--- Task description ---
Reproduce every line of the material below, but drop the pictures.

--- Provided data ---
■ ■ ■ ■

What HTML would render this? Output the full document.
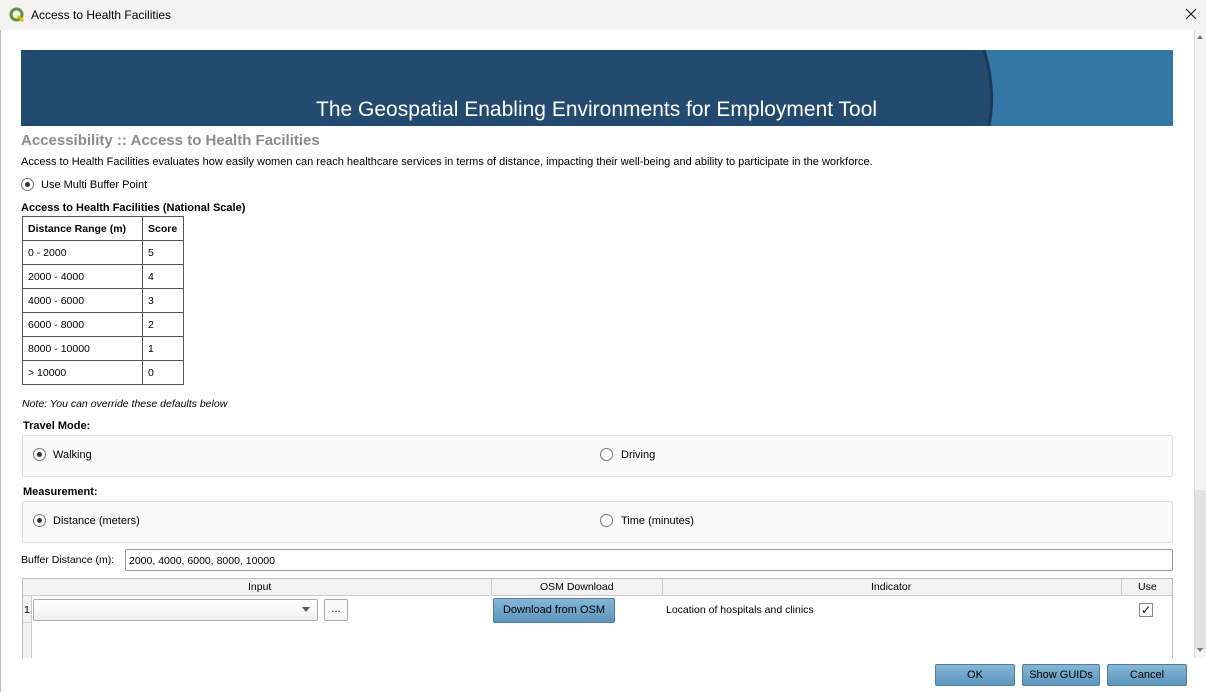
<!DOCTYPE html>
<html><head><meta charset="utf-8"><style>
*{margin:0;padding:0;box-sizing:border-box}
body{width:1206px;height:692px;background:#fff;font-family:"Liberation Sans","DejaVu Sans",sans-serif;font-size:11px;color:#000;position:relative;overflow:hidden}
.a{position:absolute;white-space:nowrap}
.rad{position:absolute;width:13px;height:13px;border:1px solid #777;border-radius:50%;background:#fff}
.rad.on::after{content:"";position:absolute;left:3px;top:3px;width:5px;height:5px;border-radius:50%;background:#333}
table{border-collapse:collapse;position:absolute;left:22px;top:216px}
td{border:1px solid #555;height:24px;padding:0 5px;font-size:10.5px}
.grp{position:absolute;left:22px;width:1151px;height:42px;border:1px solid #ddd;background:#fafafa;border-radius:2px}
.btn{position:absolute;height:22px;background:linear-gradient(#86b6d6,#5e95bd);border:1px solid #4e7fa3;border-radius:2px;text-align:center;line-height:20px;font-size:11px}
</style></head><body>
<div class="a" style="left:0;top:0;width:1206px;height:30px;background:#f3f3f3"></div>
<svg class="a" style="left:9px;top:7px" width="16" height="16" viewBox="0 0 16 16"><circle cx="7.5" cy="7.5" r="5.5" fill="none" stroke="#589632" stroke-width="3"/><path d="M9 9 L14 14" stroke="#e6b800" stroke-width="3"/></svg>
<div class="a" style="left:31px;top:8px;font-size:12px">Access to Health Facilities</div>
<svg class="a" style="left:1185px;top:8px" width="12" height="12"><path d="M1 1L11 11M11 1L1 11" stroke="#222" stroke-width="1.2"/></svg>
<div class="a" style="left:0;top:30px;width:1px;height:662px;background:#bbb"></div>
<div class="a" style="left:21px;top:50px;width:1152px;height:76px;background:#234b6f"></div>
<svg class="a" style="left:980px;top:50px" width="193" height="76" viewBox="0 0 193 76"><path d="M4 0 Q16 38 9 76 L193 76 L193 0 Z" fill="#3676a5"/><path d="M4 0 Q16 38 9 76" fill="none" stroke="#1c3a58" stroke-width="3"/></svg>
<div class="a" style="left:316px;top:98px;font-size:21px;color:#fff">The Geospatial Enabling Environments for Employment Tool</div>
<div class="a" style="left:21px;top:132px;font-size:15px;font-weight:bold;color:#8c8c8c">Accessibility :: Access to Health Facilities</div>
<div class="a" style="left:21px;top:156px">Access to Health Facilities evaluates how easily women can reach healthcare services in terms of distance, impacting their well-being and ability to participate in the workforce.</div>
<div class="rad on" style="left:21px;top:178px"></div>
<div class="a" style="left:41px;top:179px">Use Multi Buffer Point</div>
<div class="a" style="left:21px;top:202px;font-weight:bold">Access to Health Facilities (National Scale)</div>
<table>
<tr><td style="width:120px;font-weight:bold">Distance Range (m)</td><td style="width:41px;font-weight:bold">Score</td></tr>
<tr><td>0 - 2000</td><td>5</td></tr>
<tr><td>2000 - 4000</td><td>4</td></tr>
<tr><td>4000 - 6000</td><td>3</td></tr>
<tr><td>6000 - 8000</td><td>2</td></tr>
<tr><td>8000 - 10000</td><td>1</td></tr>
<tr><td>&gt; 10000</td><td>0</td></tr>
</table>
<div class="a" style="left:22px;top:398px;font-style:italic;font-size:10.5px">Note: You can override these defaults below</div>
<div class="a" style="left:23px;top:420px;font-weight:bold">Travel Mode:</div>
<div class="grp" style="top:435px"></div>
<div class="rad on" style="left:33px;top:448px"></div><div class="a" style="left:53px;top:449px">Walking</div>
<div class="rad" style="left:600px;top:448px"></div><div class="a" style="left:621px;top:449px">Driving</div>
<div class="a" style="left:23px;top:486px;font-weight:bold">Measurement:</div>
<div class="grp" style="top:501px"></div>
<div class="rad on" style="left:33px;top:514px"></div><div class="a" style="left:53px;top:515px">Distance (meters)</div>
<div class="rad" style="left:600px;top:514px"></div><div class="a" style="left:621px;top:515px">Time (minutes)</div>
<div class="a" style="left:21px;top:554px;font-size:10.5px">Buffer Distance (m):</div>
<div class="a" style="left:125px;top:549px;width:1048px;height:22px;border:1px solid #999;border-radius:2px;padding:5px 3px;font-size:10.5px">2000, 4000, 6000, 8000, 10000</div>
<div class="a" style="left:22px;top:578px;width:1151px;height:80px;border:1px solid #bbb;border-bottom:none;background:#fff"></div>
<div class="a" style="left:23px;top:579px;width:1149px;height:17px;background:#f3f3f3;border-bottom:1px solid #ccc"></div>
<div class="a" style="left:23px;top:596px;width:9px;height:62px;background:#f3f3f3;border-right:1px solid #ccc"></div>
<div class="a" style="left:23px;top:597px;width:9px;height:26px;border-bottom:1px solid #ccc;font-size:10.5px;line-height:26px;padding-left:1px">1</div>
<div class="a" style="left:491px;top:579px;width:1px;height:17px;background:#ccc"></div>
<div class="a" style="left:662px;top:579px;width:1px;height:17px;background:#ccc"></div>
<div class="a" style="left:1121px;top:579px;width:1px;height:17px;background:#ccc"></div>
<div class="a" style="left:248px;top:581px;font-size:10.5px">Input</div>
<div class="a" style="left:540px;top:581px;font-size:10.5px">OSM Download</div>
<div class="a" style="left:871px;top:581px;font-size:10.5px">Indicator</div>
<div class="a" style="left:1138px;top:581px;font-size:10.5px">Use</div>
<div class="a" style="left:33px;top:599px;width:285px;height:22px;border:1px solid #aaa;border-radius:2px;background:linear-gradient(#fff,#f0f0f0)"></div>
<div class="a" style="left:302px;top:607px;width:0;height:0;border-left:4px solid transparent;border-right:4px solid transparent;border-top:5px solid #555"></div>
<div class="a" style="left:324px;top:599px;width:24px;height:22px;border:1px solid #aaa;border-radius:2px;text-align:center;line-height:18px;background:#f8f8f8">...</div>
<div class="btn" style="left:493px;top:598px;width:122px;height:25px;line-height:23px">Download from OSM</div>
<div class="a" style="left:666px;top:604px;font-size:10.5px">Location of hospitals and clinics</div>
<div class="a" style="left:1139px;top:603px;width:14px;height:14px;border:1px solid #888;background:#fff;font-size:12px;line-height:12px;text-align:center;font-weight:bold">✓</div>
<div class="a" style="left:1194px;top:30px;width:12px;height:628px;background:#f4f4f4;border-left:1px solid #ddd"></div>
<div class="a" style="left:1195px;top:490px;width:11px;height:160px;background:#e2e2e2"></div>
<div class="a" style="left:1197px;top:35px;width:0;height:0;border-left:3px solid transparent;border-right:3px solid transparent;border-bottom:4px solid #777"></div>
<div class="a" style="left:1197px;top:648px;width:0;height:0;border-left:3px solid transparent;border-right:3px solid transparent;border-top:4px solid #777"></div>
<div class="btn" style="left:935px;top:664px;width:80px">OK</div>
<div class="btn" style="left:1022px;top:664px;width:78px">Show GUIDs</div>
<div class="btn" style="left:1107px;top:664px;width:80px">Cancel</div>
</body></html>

■ ■ ■ ■

--- Task solution ---
What HTML would render this? Output the full document.
<!DOCTYPE html>
<html><head><meta charset="utf-8"><style>
*{margin:0;padding:0;box-sizing:border-box}
body{width:1206px;height:692px;background:#fff;font-family:"Liberation Sans","DejaVu Sans",sans-serif;font-size:11px;color:#000;position:relative;overflow:hidden}
.a{position:absolute;white-space:nowrap}
.rad{position:absolute;width:13px;height:13px;border:1px solid #777;border-radius:50%;background:#fff}
.rad.on::after{content:"";position:absolute;left:3px;top:3px;width:5px;height:5px;border-radius:50%;background:#333}
table{border-collapse:collapse;position:absolute;left:22px;top:216px}
td{border:1px solid #555;height:24px;padding:0 5px;font-size:10.5px}
.grp{position:absolute;left:22px;width:1151px;height:42px;border:1px solid #ddd;background:#fafafa;border-radius:2px}
.btn{position:absolute;height:22px;background:linear-gradient(#86b6d6,#5e95bd);border:1px solid #4e7fa3;border-radius:2px;text-align:center;line-height:20px;font-size:11px}
</style></head><body>
<div class="a" style="left:0;top:0;width:1206px;height:30px;background:#f3f3f3"></div>
<svg class="a" style="left:9px;top:7px" width="16" height="16" viewBox="0 0 16 16"><circle cx="7.5" cy="7.5" r="5.5" fill="none" stroke="#589632" stroke-width="3"/><path d="M9 9 L14 14" stroke="#e6b800" stroke-width="3"/></svg>
<div class="a" style="left:31px;top:8px;font-size:12px">Access to Health Facilities</div>
<svg class="a" style="left:1185px;top:8px" width="12" height="12"><path d="M1 1L11 11M11 1L1 11" stroke="#222" stroke-width="1.2"/></svg>
<div class="a" style="left:0;top:30px;width:1px;height:662px;background:#bbb"></div>
<div class="a" style="left:21px;top:50px;width:1152px;height:76px;background:#234b6f"></div>
<svg class="a" style="left:980px;top:50px" width="193" height="76" viewBox="0 0 193 76"><path d="M4 0 Q16 38 9 76 L193 76 L193 0 Z" fill="#3676a5"/><path d="M4 0 Q16 38 9 76" fill="none" stroke="#1c3a58" stroke-width="3"/></svg>
<div class="a" style="left:316px;top:98px;font-size:21px;color:#fff">The Geospatial Enabling Environments for Employment Tool</div>
<div class="a" style="left:21px;top:132px;font-size:15px;font-weight:bold;color:#8c8c8c">Accessibility :: Access to Health Facilities</div>
<div class="a" style="left:21px;top:156px">Access to Health Facilities evaluates how easily women can reach healthcare services in terms of distance, impacting their well-being and ability to participate in the workforce.</div>
<div class="rad on" style="left:21px;top:178px"></div>
<div class="a" style="left:41px;top:179px">Use Multi Buffer Point</div>
<div class="a" style="left:21px;top:202px;font-weight:bold">Access to Health Facilities (National Scale)</div>
<table>
<tr><td style="width:120px;font-weight:bold">Distance Range (m)</td><td style="width:41px;font-weight:bold">Score</td></tr>
<tr><td>0 - 2000</td><td>5</td></tr>
<tr><td>2000 - 4000</td><td>4</td></tr>
<tr><td>4000 - 6000</td><td>3</td></tr>
<tr><td>6000 - 8000</td><td>2</td></tr>
<tr><td>8000 - 10000</td><td>1</td></tr>
<tr><td>&gt; 10000</td><td>0</td></tr>
</table>
<div class="a" style="left:22px;top:398px;font-style:italic;font-size:10.5px">Note: You can override these defaults below</div>
<div class="a" style="left:23px;top:420px;font-weight:bold">Travel Mode:</div>
<div class="grp" style="top:435px"></div>
<div class="rad on" style="left:33px;top:448px"></div><div class="a" style="left:53px;top:449px">Walking</div>
<div class="rad" style="left:600px;top:448px"></div><div class="a" style="left:621px;top:449px">Driving</div>
<div class="a" style="left:23px;top:486px;font-weight:bold">Measurement:</div>
<div class="grp" style="top:501px"></div>
<div class="rad on" style="left:33px;top:514px"></div><div class="a" style="left:53px;top:515px">Distance (meters)</div>
<div class="rad" style="left:600px;top:514px"></div><div class="a" style="left:621px;top:515px">Time (minutes)</div>
<div class="a" style="left:21px;top:554px;font-size:10.5px">Buffer Distance (m):</div>
<div class="a" style="left:125px;top:549px;width:1048px;height:22px;border:1px solid #999;border-radius:2px;padding:5px 3px;font-size:10.5px">2000, 4000, 6000, 8000, 10000</div>
<div class="a" style="left:22px;top:578px;width:1151px;height:80px;border:1px solid #bbb;border-bottom:none;background:#fff"></div>
<div class="a" style="left:23px;top:579px;width:1149px;height:17px;background:#f3f3f3;border-bottom:1px solid #ccc"></div>
<div class="a" style="left:23px;top:596px;width:9px;height:62px;background:#f3f3f3;border-right:1px solid #ccc"></div>
<div class="a" style="left:23px;top:597px;width:9px;height:26px;border-bottom:1px solid #ccc;font-size:10.5px;line-height:26px;padding-left:1px">1</div>
<div class="a" style="left:491px;top:579px;width:1px;height:17px;background:#ccc"></div>
<div class="a" style="left:662px;top:579px;width:1px;height:17px;background:#ccc"></div>
<div class="a" style="left:1121px;top:579px;width:1px;height:17px;background:#ccc"></div>
<div class="a" style="left:248px;top:581px;font-size:10.5px">Input</div>
<div class="a" style="left:540px;top:581px;font-size:10.5px">OSM Download</div>
<div class="a" style="left:871px;top:581px;font-size:10.5px">Indicator</div>
<div class="a" style="left:1138px;top:581px;font-size:10.5px">Use</div>
<div class="a" style="left:33px;top:599px;width:285px;height:22px;border:1px solid #aaa;border-radius:2px;background:linear-gradient(#fff,#f0f0f0)"></div>
<div class="a" style="left:302px;top:607px;width:0;height:0;border-left:4px solid transparent;border-right:4px solid transparent;border-top:5px solid #555"></div>
<div class="a" style="left:324px;top:599px;width:24px;height:22px;border:1px solid #aaa;border-radius:2px;text-align:center;line-height:18px;background:#f8f8f8">...</div>
<div class="btn" style="left:493px;top:598px;width:122px;height:25px;line-height:23px">Download from OSM</div>
<div class="a" style="left:666px;top:604px;font-size:10.5px">Location of hospitals and clinics</div>
<div class="a" style="left:1139px;top:603px;width:14px;height:14px;border:1px solid #888;background:#fff;font-size:12px;line-height:12px;text-align:center;font-weight:bold">✓</div>
<div class="a" style="left:1194px;top:30px;width:12px;height:628px;background:#f4f4f4;border-left:1px solid #ddd"></div>
<div class="a" style="left:1195px;top:490px;width:11px;height:160px;background:#e2e2e2"></div>
<div class="a" style="left:1197px;top:35px;width:0;height:0;border-left:3px solid transparent;border-right:3px solid transparent;border-bottom:4px solid #777"></div>
<div class="a" style="left:1197px;top:648px;width:0;height:0;border-left:3px solid transparent;border-right:3px solid transparent;border-top:4px solid #777"></div>
<div class="btn" style="left:935px;top:664px;width:80px">OK</div>
<div class="btn" style="left:1022px;top:664px;width:78px">Show GUIDs</div>
<div class="btn" style="left:1107px;top:664px;width:80px">Cancel</div>
</body></html>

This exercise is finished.